Despite the short term difficulties facing the junior exploration sector, the Board remain of the view that their assets, including the Morupule South Project and Moiyabana, have significant value that is capable of being realised in the short to medium term. However, with the current weak financial and commodity market the company believes that the true value of the assets is not being recognised even though the fundamentals of the Morupule South Project, in particular, remain robust in the opinion of the directors.

After a thorough review the Hodges Board has agreed to advance its search for a development partner as well as exploring other options for its Morupule South Project, and will therefore now undertake an assessment of the most suitable options in which to advance the project with potential end-user partnerships. This may take the form of a joint venture or even a part, or complete project sale.

The Morupule South Project has a 2.45 billion tonne JORC resource and is located directly to the south of the Morupule Colliery, the only operating in Botswana. The project consists of one prospecting licence (PL121/2010) covering a total area of 124km2 within the central eastern district of Botswana. The eastern side of the property is traversed by the 400kv main transmission line interconnecting Morupule Power Stations and the southern load centre (Isang), which lies within the Gaborone radius as well as the transmission lines to the East which interlink into the Southern African Power pool grid.

Hodges Managing Director Mark Major said the industry had undergone dramatic changes during 2013 and the Board’s corporate review included an assessment of the structure of the business and plans to manage overheads in 2014.

“The Board has taken steps to reduce expenditure and we are now looking to position the Company in the best situation so that we can add value for shareholders. Central to this strategy is the continuation of work to exploit the interest that remains in Asia and China in Africa-based energy projects, as well as to extract full value from non-core assets”.

Update on Activities

In addition to the review and planning initiatives, the Board and management have been actively pursuing opportunities to secure funding for the Company through industry networks and marketing to specialist investor groups.

In this regard, Hodges was successful in recently signing an exclusivity asset sale agreement with a private international company so as they could complete due diligence on the Hodges’ Ghana assets. It is the intention of the private company to complete the transaction once it considers the findings of the due diligence work currently underway.

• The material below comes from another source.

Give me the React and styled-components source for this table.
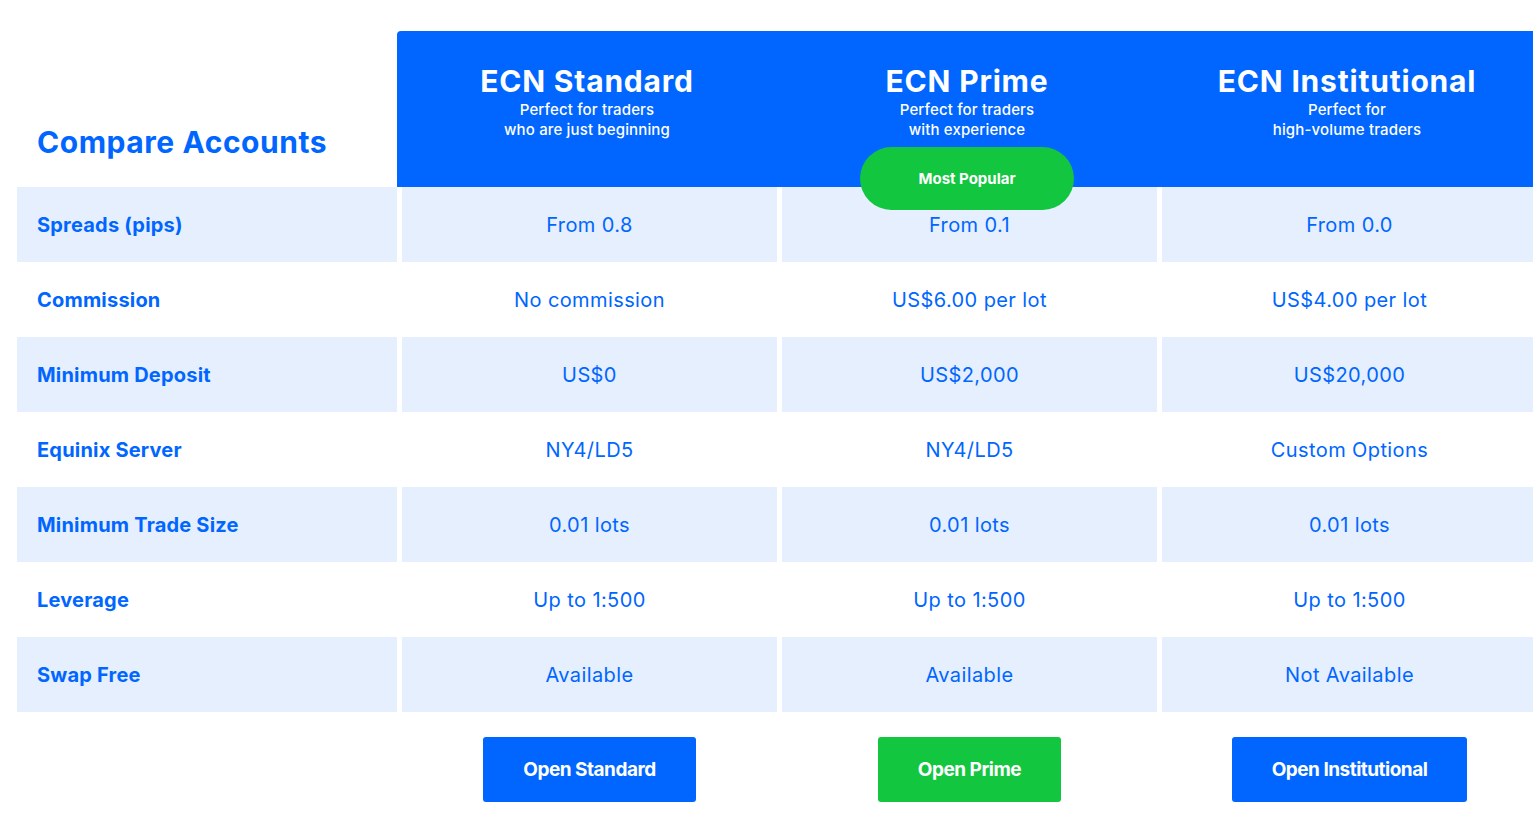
import React from "react";
import styled, { createGlobalStyle } from "styled-components";

const Global = createGlobalStyle`
  html, body { margin: 0; padding: 0; overflow: hidden; background: #ffffff; }
  body { font-family: Inter, "Noto Sans", "Liberation Sans", sans-serif; }
  * { box-sizing: border-box; }
`;

const BLUE = "#0066ff";
const LIGHT = "#e5effe";
const GREEN = "#13c63f";

const Page = styled.div`
  width: 1537px;
  padding: 31px 0 0 17px;
`;

const HeaderRow = styled.div`
  display: grid;
  grid-template-columns: 380px 1140px;
  height: 156px;
`;

const PageTitle = styled.h1`
  align-self: end;
  margin: 0;
  padding: 0 0 27px 20px;
  font-size: 30px;
  line-height: 36px;
  font-weight: 700;
  color: ${BLUE};
  letter-spacing: 0.55px;
`;

const PlanHeader = styled.div`
  background: ${BLUE};
  border-radius: 4px 0 0 0;
  display: grid;
  grid-template-columns: repeat(3, 380px);
`;

const PlanCol = styled.div`
  position: relative;
  text-align: center;
  color: #ffffff;
  padding-top: 31px;
`;

const PlanName = styled.div`
  font-size: 30px;
  line-height: 38px;
  font-weight: 700;
  letter-spacing: 0.8px;
`;

const PlanSub = styled.div`
  font-size: 15px;
  line-height: 20px;
  font-weight: 500;
  letter-spacing: 0.15px;
  &:first-of-type { margin-top: 1px; }
`;

const Badge = styled.div`
  position: absolute;
  left: 50%;
  bottom: -23px;
  transform: translateX(-50%);
  width: 214px;
  height: 63px;
  border-radius: 32px;
  background: ${GREEN};
  color: #ffffff;
  font-size: 15px;
  font-weight: 700;
  display: flex;
  align-items: center;
  justify-content: center;
  z-index: 2;
`;

const Row = styled.div`
  display: grid;
  grid-template-columns: 380px repeat(3, 375px);
  column-gap: 5px;
  height: 75px;
`;

const LabelCell = styled.div`
  display: flex;
  align-items: center;
  padding-left: 20px;
  font-size: 20px;
  font-weight: 700;
  letter-spacing: 0.2px;
  color: ${BLUE};
  background: ${(p) => (p.$shaded ? LIGHT : "transparent")};
`;

const ValueCell = styled.div`
  display: flex;
  align-items: center;
  justify-content: center;
  font-size: 20px;
  font-weight: 400;
  letter-spacing: 0.4px;
  color: ${BLUE};
  background: ${(p) => (p.$shaded ? LIGHT : "transparent")};
`;

const ButtonRow = styled.div`
  display: grid;
  grid-template-columns: 380px repeat(3, 375px);
  column-gap: 5px;
  padding-top: 25px;
`;

const ButtonCell = styled.div`
  display: flex;
  justify-content: center;
`;

const OpenButton = styled.button`
  height: 65px;
  padding: 0 40px;
  border: none;
  border-radius: 3px;
  background: ${(p) => (p.$green ? GREEN : BLUE)};
  color: #ffffff;
  font-family: inherit;
  font-size: 19px;
  font-weight: 700;
  letter-spacing: -0.5px;
  cursor: pointer;
`;

const plans = [
  { name: "ECN Standard", sub: ["Perfect for traders", "who are just beginning"] },
  { name: "ECN Prime", sub: ["Perfect for traders", "with experience"], popular: true },
  { name: "ECN Institutional", sub: ["Perfect for", "high-volume traders"] },
];

const rows = [
  ["Spreads (pips)", "From 0.8", "From 0.1", "From 0.0"],
  ["Commission", "No commission", "US$6.00 per lot", "US$4.00 per lot"],
  ["Minimum Deposit", "US$0", "US$2,000", "US$20,000"],
  ["Equinix Server", "NY4/LD5", "NY4/LD5", "Custom Options"],
  ["Minimum Trade Size", "0.01 lots", "0.01 lots", "0.01 lots"],
  ["Leverage", "Up to 1:500", "Up to 1:500", "Up to 1:500"],
  ["Swap Free", "Available", "Available", "Not Available"],
];

export default function App() {
  return (
    <>
      <Global />
      <Page>
        <HeaderRow>
          <PageTitle>Compare Accounts</PageTitle>
          <PlanHeader>
            {plans.map((p) => (
              <PlanCol key={p.name}>
                <PlanName>{p.name}</PlanName>
                {p.sub.map((s) => (
                  <PlanSub key={s}>{s}</PlanSub>
                ))}
                {p.popular && <Badge>Most Popular</Badge>}
              </PlanCol>
            ))}
          </PlanHeader>
        </HeaderRow>
        {rows.map((r, i) => (
          <Row key={r[0]}>
            <LabelCell $shaded={i % 2 === 0}>{r[0]}</LabelCell>
            {r.slice(1).map((v, j) => (
              <ValueCell key={j} $shaded={i % 2 === 0}>
                {v}
              </ValueCell>
            ))}
          </Row>
        ))}
        <ButtonRow>
          <div />
          <ButtonCell>
            <OpenButton>Open Standard</OpenButton>
          </ButtonCell>
          <ButtonCell>
            <OpenButton $green>Open Prime</OpenButton>
          </ButtonCell>
          <ButtonCell>
            <OpenButton>Open Institutional</OpenButton>
          </ButtonCell>
        </ButtonRow>
      </Page>
    </>
  );
}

In an effort to raise further funds through a similar process, Hodges is also in talks with other investor and industrial groups for the possible divestment of its other non-core assets.

Elsewhere, the Company is well advanced in obtaining a resolution to the matter of the outstanding US$3,000,000 refundable option fee that is due to Hodges by the original Jaquar Ventures (Pty) Ltd shareholders under the Moiyabana Project Heads of Agreement.

In late 2012, the Hodges Board decided that it would abandon its option under the Moiyabana Project Heads of Agreement and they requested the repayment of the refundable $US3 million option fee originally paid to the original Jaquar Ventures (Pty) Ltd shareholders. Since that time Hodges has been in negotiations to secure this repayment.

The Hodges Board is now expecting the Ruling Judge residing in this matter to set dates for the completion of proceedings within the next month. It is expected a ruling in the matter may then be delivered within 3-6 months. Directors remain confident of Hodges’ position and the Company’s claim in this matter and look forward to updating shareholders in due course.